文章目錄
集羣概況
當前共有三個ceph集羣,需要對三個ceph集羣搭建一套高可用對監控告警系統,因爲prometheus支持對ceph集羣的監控告警,所以本文采用prometheus+alertmanager的形式搭建一套相對健壯的監控告警系統。
prometheus高可用(待優化)
bj03、bj04以及k8s-test共部署了三套獨立的prometheus服務,它們都拉取全量的指標數據;
當其中一臺prometheus掛掉之後,grafana仍然可以查看到來自另一個prometheus的指標數據;
alertmanager高可用
bj03、bj04以及kes-test部署了三套相互感知的alertmanager服務,它們均接收來自三個prometheus的告警信息;
alertmanager本身實現了gossip協議,通過配置啓動參數,啓動後可以使得alertmanager集羣內部對於同一個告警信息不會重複發送;
集羣監控告警部署架構圖
綜合上面prometheus以及alertmanager部署情況,給出下面的監控告警系統架構圖:
監控告警流程分析
話不多說,先上一張流程圖:
如上圖所示,
1.prometheus通過配置文件prometheus.yml中的scrape_configs配置項識別到ceph_exporter及其所在機器;
2.prometheus從ceph_exporter拉取指標數據;
3.prometheus將拉取到的指標數據存儲在自身集成的時序型數據庫,並將符合告警規則的指標告警發往AlertManager;
4.AlertManager定義了路由規則以及接收告警消息的接口地址,AlertManager將告警信息整合後發往webhook;
5.webhook回調告警中心接口,至此,告警信息已經發送到告警中心;(webhook實現參考)
6.告警中心通過管理平臺的配置,將告警信息通過V消息和短信等形式發送給組內成員。
7.grafana也支持prometheus數據源,只需要在grafana中配置一下即可使用。
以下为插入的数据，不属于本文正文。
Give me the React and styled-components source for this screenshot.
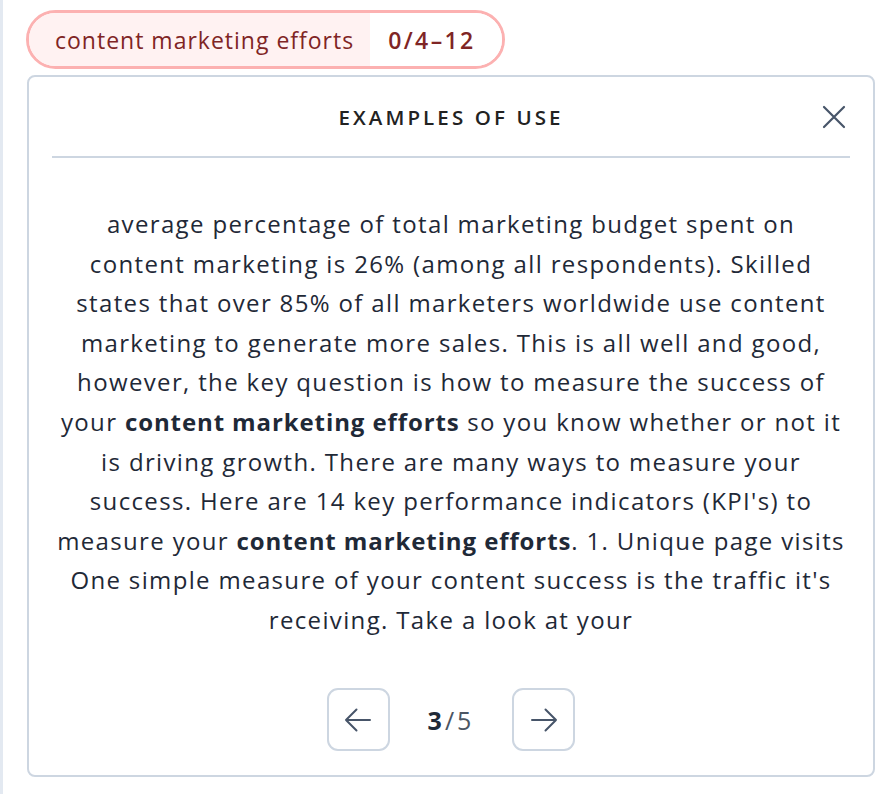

(grafana配置參考文章)
監控告警安裝部署
可以採用容器化安裝,也可以非容器化安裝。
容器化安裝部署
#ops on 10.xxx.xxx.xxx
wget http://static.zybuluo.com/zphj1987/jiwx305b8q1hwc5uulo0z7ft/ceph_exporter-2.0.0-1.x86_64.rpm
rpm -ivh ceph_exporter-2.0.0-1.x86_64.rpm
systemctl start ceph_exporter
systemctl status ceph_exporter
#ops on 10.xxx.xxx.xxx
docker pull prom/prometheus:v2.3.2
docker pull prom/alertmanager:v0.16.0
docker pull docker.io/grafana/grafana:5.2.1
mkdir -p /etc/prometheus
cat /etc/prometheus/alert_config.yml
cat /etc/prometheus/alert_rules_szsk_04_17.yml
cat /etc/prometheus/prometheus_sz02_04_17.yml
docker run -d --name alertmager_sz02ceph -p 9096:9093 -v /etc/prometheus/alert_config.yml:/etc/alertmanager/config.yml prom/alertmanager:v0.16.0
docker run -d --name promethues_sz02ceph -p 9191:9090 -v /etc/prometheus/prometheus_sz02_04_17.yml:/etc/prometheus/prometheus.yml -v /etc/prometheus/alert_rules_sz02_04_17.yml:/etc/prometheus/l prom/prometheus:v2.3.2
docker run -d --name=grafana -p 3000:3000 docker.io/grafana/grafana:5.2.1
非容器化安裝部署
wget http://static.zybuluo.com/zphj1987/jiwx305b8q1hwc5uulo0z7ft/ceph_exporter-2.0.0-1.x86_64.rpm
rpm -qpl ceph_exporter-2.0.0-1.x86_64.rpm
rpm -ivh ceph_exporter-2.0.0-1.x86_64.rpm
systemctl status ceph_exporter
systemctl start ceph_exporter
systemctl enable ceph_exporter
wget http://static.zybuluo.com/zphj1987/7ro7up6r03kx52rkwy1qjuwm/prometheus-2.3.2-1.x86_64.rpm
rpm -qpl prometheus-2.3.2-1.x86_64.rpm
rpm -ivh prometheus-2.3.2-1.x86_64.rpm
vim /usr/lib/systemd/system/prometheus.service
--config-file=.../prometheus_xxx.yml
systemctl status prometheus
systemctl start prometheus
systemctl enable prometheus
netstat -tunlp|grep 9090
wget --content-disposition https://packagecloud.io/prometheus-rpm/release/packages/el/7/alertmanager-0.16.0-1.el7.centos.x86_64.rpm/download.rpm
###注意:這裏alertmanager採用的是1.6版本的,之前的1.3版本在配置alertmanger高可用的時候,對於--cluster.listen-address等參數無法識別
rpm -qpl alertmanager-0.13.0-1.el7.centos.x86_64.rpm
rpm -ivh alertmanager-0.13.0-1.el7.centos.x86_64.rpm
vim /usr/lib/systemd/system/alertmanager.service
--config-file=.../alert_config.yml \
--web.listen-address=:9096 \
--cluster.listen-address=:8001 \
--cluster.peer=[the other alertmanager ip:port]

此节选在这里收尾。